GIVEN DATA:
+ + + +

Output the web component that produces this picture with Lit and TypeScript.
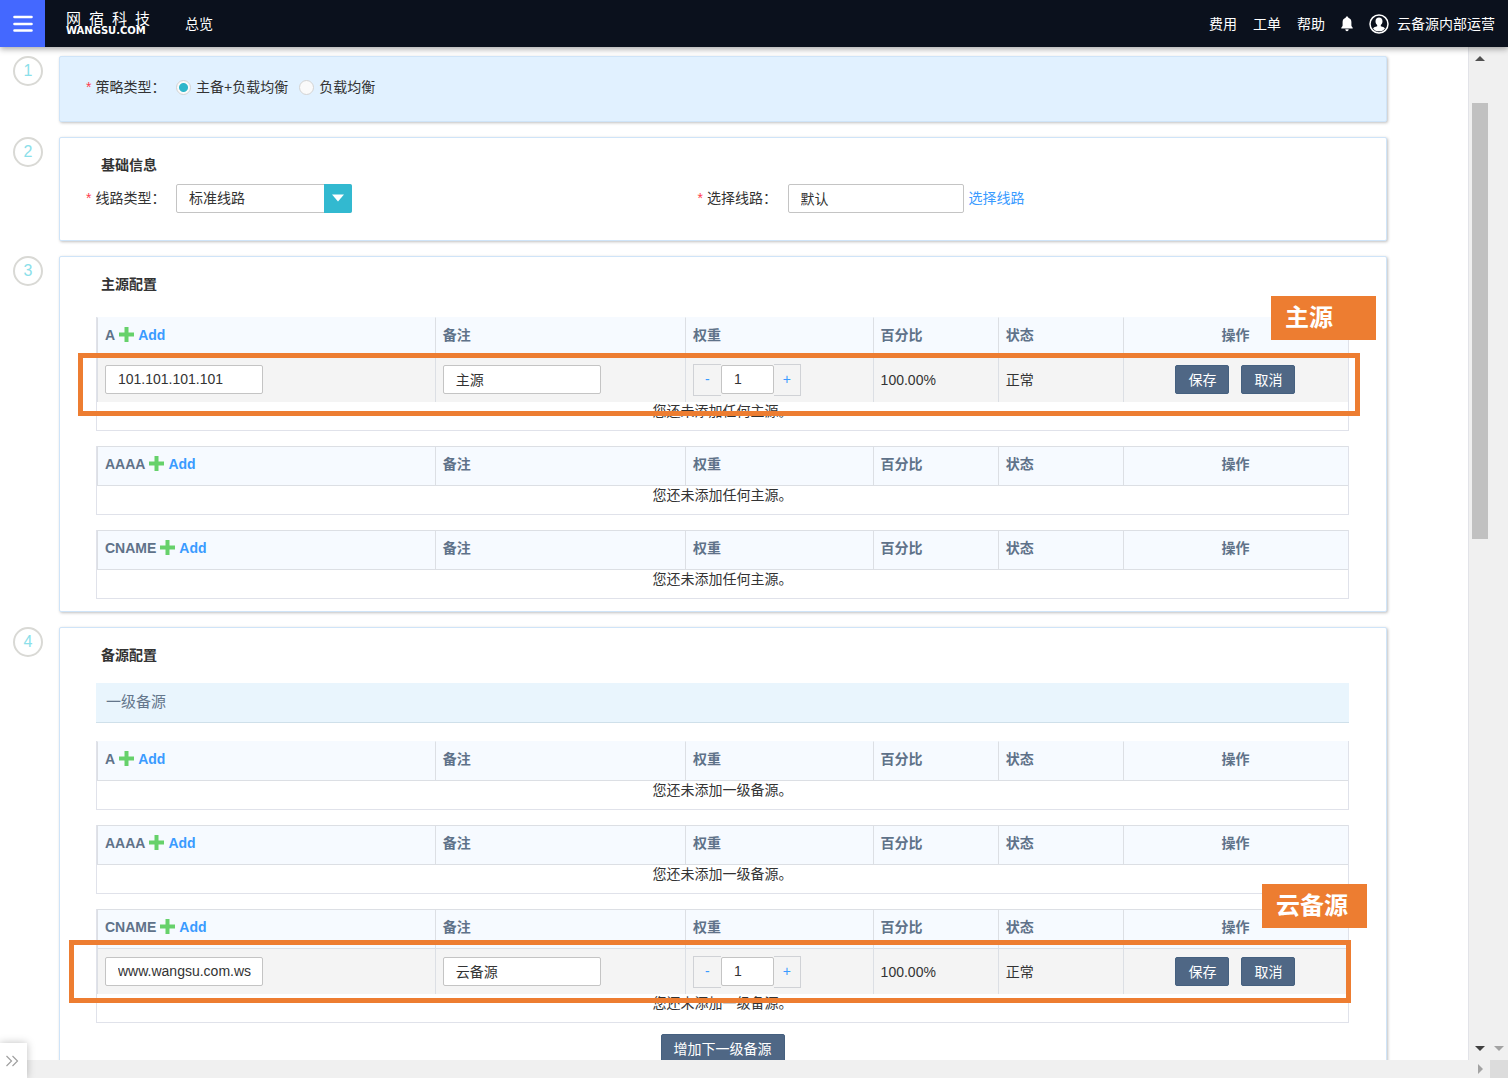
import { LitElement, html, css, svg, nothing } from "lit";
import { customElement, property } from "lit/decorators.js";
import { classMap } from "lit/directives/class-map.js";

interface Source {
  address: string;
  remark: string;
  weight: number;
  percent: string;
  status: string;
}

const controls = css`
  *,
  *::before,
  *::after {
    box-sizing: border-box;
  }
  button,
  input,
  select {
    font: inherit;
    color: inherit;
    margin: 0;
  }
  button {
    cursor: pointer;
  }
  .text-input {
    height: 29px;
    padding: 0 11px 1px 12px;
    border: 1px solid #c4c4c4;
    border-radius: 2px;
    background: #fff;
    color: #333;
    outline: none;
  }
  .solid-button {
    height: 29px;
    padding: 0 12px;
    border: 1px solid #45607f;
    border-radius: 2px;
    background: #4f6785;
    color: #fff;
    line-height: 20px;
  }
`;

@customElement("source-table")
export class SourceTable extends LitElement {
  @property() kind = "";
  @property() empty = "";
  @property({ attribute: false }) source?: Source;
  @property({ type: Boolean }) open = false;

  static styles = [
    controls,
    css`
      :host {
        display: block;
      }
      .table {
        width: 100%;
        table-layout: fixed;
        border-collapse: separate;
        border-spacing: 0;
        border: 1px solid #e0e2ea;
        border-top: 0;
      }
      th,
      td {
        padding: 0 8px 0 7px;
        text-align: left;
        border-left: 1px solid #dcdfe4;
      }
      th {
        height: 40px;
        padding-bottom: 5px;
        background: #f6faff;
        border-top: 1px solid #dcdfe4;
        border-bottom: 1px solid #dcdfe4;
        color: #5f7289;
        font-weight: 600;
      }
      .open th {
        border-top-color: #f6faff;
      }
      .w27 {
        width: 27%;
      }
      .w20 {
        width: 20%;
      }
      .w15 {
        width: 15%;
      }
      .w10 {
        width: 10%;
      }
      .w18 {
        width: 18%;
      }
      .actions {
        text-align: center;
      }
      .kind {
        display: flex;
        align-items: center;
        gap: 4px;
      }
      .add {
        display: flex;
        align-items: center;
        gap: 4px;
        padding: 0;
        border: 0;
        background: none;
        color: #3a9bff;
        font-weight: 700;
      }
      .edit td {
        height: 45px;
        background: #f4f4f4;
      }
      .field {
        display: block;
        width: 158px;
        max-width: 100%;
      }
      .stepper {
        display: flex;
        align-items: center;
      }
      .step {
        width: 28px;
        height: 32px;
        padding: 0 0 2px;
        border: 1px solid #d0d2d6;
        background: #f4f4f4;
        color: #3a9bff;
      }
      .minus {
        border-right: 0;
      }
      .plus {
        width: 27px;
        border-left: 0;
      }
      .weight {
        width: 53px;
      }
      .buttons {
        display: flex;
        justify-content: center;
        gap: 12px;
      }
      .empty td {
        height: 28px;
        padding: 0;
        border-left: 0;
        text-align: center;
        vertical-align: top;
        line-height: 19px;
      }
    `,
  ];

  private editRow(s: Source) {
    return html`<tr class="edit">
      <td>
        <input class="text-input field" aria-label="${this.kind}" .value=${s.address} />
      </td>
      <td><input class="text-input field" aria-label="备注" .value=${s.remark} /></td>
      <td>
        <div class="stepper">
          <button class="step minus">-</button>
          <input class="text-input weight" aria-label="权重" .value=${String(s.weight)} />
          <button class="step plus">+</button>
        </div>
      </td>
      <td>${s.percent}</td>
      <td>${s.status}</td>
      <td>
        <div class="buttons">
          <button class="solid-button">保存</button>
          <button class="solid-button">取消</button>
        </div>
      </td>
    </tr>`;
  }

  render() {
    return html`<table class=${classMap({ table: true, open: this.open })}>
      <thead>
        <tr>
          <th class="w27">
            <div class="kind">
              <span>${this.kind}</span>
              <button class="add">
                <svg width="15" height="15" viewBox="0 0 15 15" aria-hidden="true">
                  <path d="M5.500 0h4v5.500H15v4H9.500V15h-4V9.500H0v-4h5.500z" fill="#66d16b" />
                </svg>
                Add
              </button>
            </div>
          </th>
          <th class="w20">备注</th>
          <th class="w15">权重</th>
          <th class="w10">百分比</th>
          <th class="w10">状态</th>
          <th class="w18 actions">操作</th>
        </tr>
      </thead>
      <tbody>
        ${this.source ? this.editRow(this.source) : nothing}
        <tr class="empty">
          <td colspan="6">${this.empty}</td>
        </tr>
      </tbody>
    </table>`;
  }
}

const MAIN_SOURCE: Source = {
  address: "101.101.101.101",
  remark: "主源",
  weight: 1,
  percent: "100.00%",
  status: "正常",
};

const BACKUP_SOURCE: Source = {
  address: "www.wangsu.com.wscdns.com",
  remark: "云备源",
  weight: 1,
  percent: "100.00%",
  status: "正常",
};

const triangle = (points: string, fill: string) =>
  html`<svg class="tri" width="10" height="10" viewBox="0 0 10 10" aria-hidden="true">
    ${svg`<polygon points=${points} fill=${fill} />`}
  </svg>`;

@customElement("app-root")
export class AppRoot extends LitElement {
  static styles = [
    controls,
    css`
      :host {
        display: flex;
        flex-direction: column;
        height: 100vh;
        overflow: hidden;
        position: relative;
        background: #fff;
        color: #333;
        font: 14px/20px "Liberation Sans", "Noto Sans CJK SC", sans-serif;
      }

      .topbar {
        flex: none;
        display: flex;
        align-items: center;
        height: 47px;
        padding-right: 13px;
        background: #0b111d;
        color: #fff;
        box-shadow: 0 2px 6px rgba(0, 0, 0, 0.35);
        z-index: 2;
      }
      .menu {
        display: grid;
        place-items: center;
        width: 45px;
        height: 47px;
        padding: 0;
        border: 0;
        background: #4468ff;
      }
      .logo {
        display: flex;
        flex-direction: column;
        width: 84px;
        margin-left: 21px;
        color: #fff;
        text-decoration: none;
      }
      .logo-cn {
        display: flex;
        justify-content: space-between;
        font-size: 15px;
        line-height: 14px;
      }
      .logo-en {
        font: 700 10px/9px "DejaVu Sans", sans-serif;
      }
      .nav-link {
        color: #fff;
        text-decoration: none;
      }
      .overview {
        margin-left: 35px;
      }
      .right {
        display: flex;
        align-items: center;
        gap: 16px;
        margin-left: auto;
      }
      .user {
        display: flex;
        align-items: center;
        gap: 8px;
      }

      .body {
        flex: 1;
        min-height: 0;
        display: flex;
      }
      .content {
        flex: 1;
        min-width: 0;
        overflow: hidden;
        padding: 9px 81px 0 13px;
        border-right: 1px solid #e2e3e8;
      }
      .steps {
        display: flex;
        flex-direction: column;
        gap: 15px;
        margin: 0;
        padding: 0;
        list-style: none;
      }
      .step {
        display: flex;
        align-items: flex-start;
        gap: 16px;
      }
      .number {
        flex: none;
        width: 30px;
        height: 30px;
        border: 2px solid #d9d9d5;
        border-radius: 50%;
        color: #8be0ea;
        font-size: 16px;
        line-height: 26px;
        text-align: center;
      }
      .card {
        flex: 1;
        min-width: 0;
        padding: 17px 37px 12px 36px;
        border: 1px solid #cfe4f8;
        border-radius: 2px;
        background: #fff;
        box-shadow: 1px 1px 3px rgba(0, 0, 0, 0.25);
      }
      .strategy {
        padding: 16px 78px 20px 26px;
        background: #e1f1ff;
      }
      .basic {
        padding: 17px 77px 28px 26px;
      }
      .title {
        margin: 0 0 0 5px;
        font-size: 14px;
        line-height: 20px;
        font-weight: 600;
        color: #333;
      }
      .basic .title {
        margin: 0 0 9px 15px;
      }
      .form {
        display: grid;
        grid-template-columns: 1fr 1fr;
      }
      .field {
        display: flex;
        align-items: center;
        height: 28px;
        margin: 0;
        padding: 0;
        border: 0;
      }
      .label {
        flex: none;
        width: 90px;
      }
      .star {
        margin-right: 4px;
        color: #ff3b4e;
      }
      .radio {
        display: flex;
        align-items: center;
        gap: 5px;
        margin-right: 11px;
      }
      .radio-input {
        appearance: none;
        width: 15px;
        height: 15px;
        border: 1px solid #d3d3d3;
        border-radius: 50%;
        background: #fafafa;
      }
      .radio-input:checked {
        background: radial-gradient(circle, #2fb6ca 0 4px, #fafafa 5px);
      }
      .select {
        display: grid;
        width: 176px;
      }
      .select-input {
        grid-area: 1 / 1;
        appearance: none;
        height: 29px;
        padding: 0 40px 1px 12px;
        border: 1px solid #c4c4c4;
        border-radius: 2px;
        background: #fff;
        color: #333;
      }
      .select-arrow {
        grid-area: 1 / 1;
        justify-self: end;
        display: grid;
        place-items: center;
        width: 28px;
        height: 29px;
        border-radius: 0 2px 2px 0;
        background: #32b9d0;
        pointer-events: none;
      }
      .line-input {
        width: 176px;
      }
      .link {
        margin-left: 5px;
        color: #3a9bff;
        text-decoration: none;
      }

      .tables {
        display: flex;
        flex-direction: column;
        gap: 15px;
        margin-top: 23px;
      }
      .backup {
        margin-top: 18px;
      }
      .level {
        height: 40px;
        margin: 18px 0 0;
        padding: 0 10px;
        border-bottom: 1px solid #cfe0ea;
        background: #e9f5fd;
        color: #64768b;
        font-size: 15px;
        line-height: 38px;
        font-weight: 400;
      }
      .more {
        display: flex;
        justify-content: center;
        margin-top: 11px;
      }

      .group {
        position: relative;
      }
      .mark {
        position: absolute;
        height: 63px;
        border: 5px solid #ed7d31;
        pointer-events: none;
      }
      .tag {
        position: absolute;
        width: 105px;
        height: 44px;
        padding-left: 14px;
        background: #ed7d31;
        color: #fff;
        font-size: 24px;
        font-weight: 700;
        line-height: 44px;
      }
      .mark-main {
        top: 36px;
        left: -18px;
        right: -11px;
      }
      .tag-main {
        top: -21px;
        right: -27px;
      }
      .mark-backup {
        top: 31px;
        left: -27px;
        right: -2px;
      }
      .tag-backup {
        top: -25px;
        right: -18px;
      }

      .rails {
        flex: none;
        display: flex;
        background: #f0f0f0;
      }
      .rail {
        display: grid;
        grid-template-rows: 22px 34px 43% 1fr 22px;
        justify-items: center;
        align-items: center;
        width: 21px;
      }
      .rail-outer {
        width: 18px;
      }
      .thumb {
        grid-row: 3;
        align-self: stretch;
        width: 16px;
        background: #c1c1c1;
      }
      .down {
        grid-row: 5;
      }
      .tri {
        display: block;
      }
      .hbar {
        flex: none;
        display: flex;
        justify-content: flex-end;
        align-items: center;
        gap: 5px;
        height: 18px;
        background: #f0f0f0;
      }
      .corner {
        width: 18px;
        height: 18px;
        background: #dcdcdc;
      }
      .expand {
        position: absolute;
        left: 0;
        bottom: 0;
        display: grid;
        place-items: center;
        width: 27px;
        height: 35px;
        padding: 0 4px 0 0;
        border: 0;
        background: #fff;
        box-shadow: 0 0 8px rgba(0, 0, 0, 0.25);
      }
    `,
  ];

  private topbar() {
    return html`<header class="topbar">
      <button class="menu" aria-label="菜单">
        <svg width="20" height="18" viewBox="0 0 20 18" aria-hidden="true">
          <path d="M1.500 2h17M1.500 9h17M1.500 15.500h17" stroke="#fff" stroke-width="2.600" stroke-linecap="round" />
        </svg>
      </button>
      <a class="logo" href="#">
        <span class="logo-cn"><span>网</span><span>宿</span><span>科</span><span>技</span></span>
        <span class="logo-en">WANGSU.COM</span>
      </a>
      <a class="nav-link overview" href="#">总览</a>
      <nav class="right">
        <a class="nav-link" href="#">费用</a>
        <a class="nav-link" href="#">工单</a>
        <a class="nav-link" href="#">帮助</a>
        <svg width="12" height="16" viewBox="0 0 12 16" aria-hidden="true">
          <path
            d="M6 0.500c.8 0 1.300.5 1.300 1.300C9.300 2.400 10.400 4 10.400 6v3.600c0 .8.600 1.300 1.300 2.100v.8H.3v-.8c.7-.8 1.300-1.300 1.300-2.100V6c0-2 1.100-3.600 3.100-4.200C4.700 1 5.200.5 6 .5zM4.300 13.300h3.400c-.1 1.200-.8 1.900-1.700 1.900s-1.600-.7-1.700-1.900z"
            fill="#fff"
          />
        </svg>
        <a class="nav-link user" href="#">
          <svg width="20" height="20" viewBox="0 0 20 20" aria-hidden="true">
            <circle cx="10" cy="10" r="9" fill="none" stroke="#fff" stroke-width="1.500" />
            <path
              d="M10 3.600c2.200 0 3.500 1.500 3.500 3.600 0 1.600-.7 3-1.700 3.800v1.200c2 .5 3.500 1.100 4.200 2.200-1.400 1.900-3.500 2.900-6 2.900s-4.600-1-6-2.900c.7-1.100 2.200-1.700 4.200-2.200V11c-1-.8-1.700-2.200-1.700-3.800 0-2.100 1.300-3.600 3.500-3.600z"
              fill="#fff"
            />
          </svg>
          <span>云备源内部运营</span>
        </a>
      </nav>
    </header>`;
  }

  private steps() {
    const noMain = "您还未添加任何主源。";
    const noBackup = "您还未添加一级备源。";
    return html`<ol class="steps">
      <li class="step">
        <span class="number">1</span>
        <section class="card strategy">
          <div class="field" role="radiogroup" aria-labelledby="strategy">
            <span class="label" id="strategy"><span class="star">*</span>策略类型：</span>
            <label class="radio">
              <input class="radio-input" type="radio" name="strategy" checked />主备+负载均衡
            </label>
            <label class="radio">
              <input class="radio-input" type="radio" name="strategy" />负载均衡
            </label>
          </div>
        </section>
      </li>
      <li class="step">
        <span class="number">2</span>
        <section class="card basic">
          <h2 class="title">基础信息</h2>
          <div class="form">
            <div class="field">
              <label class="label" for="line-type"><span class="star">*</span>线路类型：</label>
              <div class="select">
                <select class="select-input" id="line-type">
                  <option>标准线路</option>
                </select>
                <span class="select-arrow">
                  <svg width="12" height="8" viewBox="0 0 12 8" aria-hidden="true">
                    <path d="M0 0.500h12L6 7.500z" fill="#fff" />
                  </svg>
                </span>
              </div>
            </div>
            <div class="field">
              <label class="label" for="line"><span class="star">*</span>选择线路：</label>
              <input class="text-input line-input" id="line" .value=${"默认"} />
              <a class="link" href="#">选择线路</a>
            </div>
          </div>
        </section>
      </li>
      <li class="step">
        <span class="number">3</span>
        <section class="card">
          <h2 class="title">主源配置</h2>
          <div class="tables">
            <div class="group">
              <source-table kind="A" open empty=${noMain} .source=${MAIN_SOURCE}></source-table>
              <div class="mark mark-main"></div>
              <div class="tag tag-main">主源</div>
            </div>
            <source-table kind="AAAA" empty=${noMain}></source-table>
            <source-table kind="CNAME" empty=${noMain}></source-table>
          </div>
        </section>
      </li>
      <li class="step">
        <span class="number">4</span>
        <section class="card">
          <h2 class="title">备源配置</h2>
          <h3 class="level">一级备源</h3>
          <div class="tables backup">
            <source-table kind="A" open empty=${noBackup}></source-table>
            <source-table kind="AAAA" empty=${noBackup}></source-table>
            <div class="group">
              <source-table kind="CNAME" empty=${noBackup} .source=${BACKUP_SOURCE}></source-table>
              <div class="mark mark-backup"></div>
              <div class="tag tag-backup">云备源</div>
            </div>
          </div>
          <div class="more"><button class="solid-button">增加下一级备源</button></div>
        </section>
      </li>
    </ol>`;
  }

  render() {
    return html`
      ${this.topbar()}
      <div class="body">
        <main class="content">${this.steps()}</main>
        <div class="rails">
          <div class="rail">
            ${triangle("5,3 10,8 0,8", "#505050")}
            <div class="thumb"></div>
            <div class="down">${triangle("0,2 10,2 5,7", "#404040")}</div>
          </div>
          <div class="rail rail-outer">
            <div class="down">${triangle("0,2 10,2 5,7", "#a3a3a3")}</div>
          </div>
        </div>
      </div>
      <div class="hbar">
        ${triangle("3,0 8,5 3,10", "#a3a3a3")}
        <div class="corner"></div>
      </div>
      <button class="expand" aria-label="展开">
        <svg width="14" height="12" viewBox="0 0 14 12" aria-hidden="true">
          <path d="M1.500 1l5 5-5 5M7.500 1l5 5-5 5" fill="none" stroke="#a0a0a0" stroke-width="1.200" />
        </svg>
      </button>
    `;
  }
}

+ + + +

TASK GOAL:
Without the pictures, return the listing above from its first line through the line that has "open = false;".

CORRECT RESULT:
Output the web component that produces this picture with Lit and TypeScript.
import { LitElement, html, css, svg, nothing } from "lit";
import { customElement, property } from "lit/decorators.js";
import { classMap } from "lit/directives/class-map.js";

interface Source {
  address: string;
  remark: string;
  weight: number;
  percent: string;
  status: string;
}

const controls = css`
  *,
  *::before,
  *::after {
    box-sizing: border-box;
  }
  button,
  input,
  select {
    font: inherit;
    color: inherit;
    margin: 0;
  }
  button {
    cursor: pointer;
  }
  .text-input {
    height: 29px;
    padding: 0 11px 1px 12px;
    border: 1px solid #c4c4c4;
    border-radius: 2px;
    background: #fff;
    color: #333;
    outline: none;
  }
  .solid-button {
    height: 29px;
    padding: 0 12px;
    border: 1px solid #45607f;
    border-radius: 2px;
    background: #4f6785;
    color: #fff;
    line-height: 20px;
  }
`;

@customElement("source-table")
export class SourceTable extends LitElement {
  @property() kind = "";
  @property() empty = "";
  @property({ attribute: false }) source?: Source;
  @property({ type: Boolean }) open = false;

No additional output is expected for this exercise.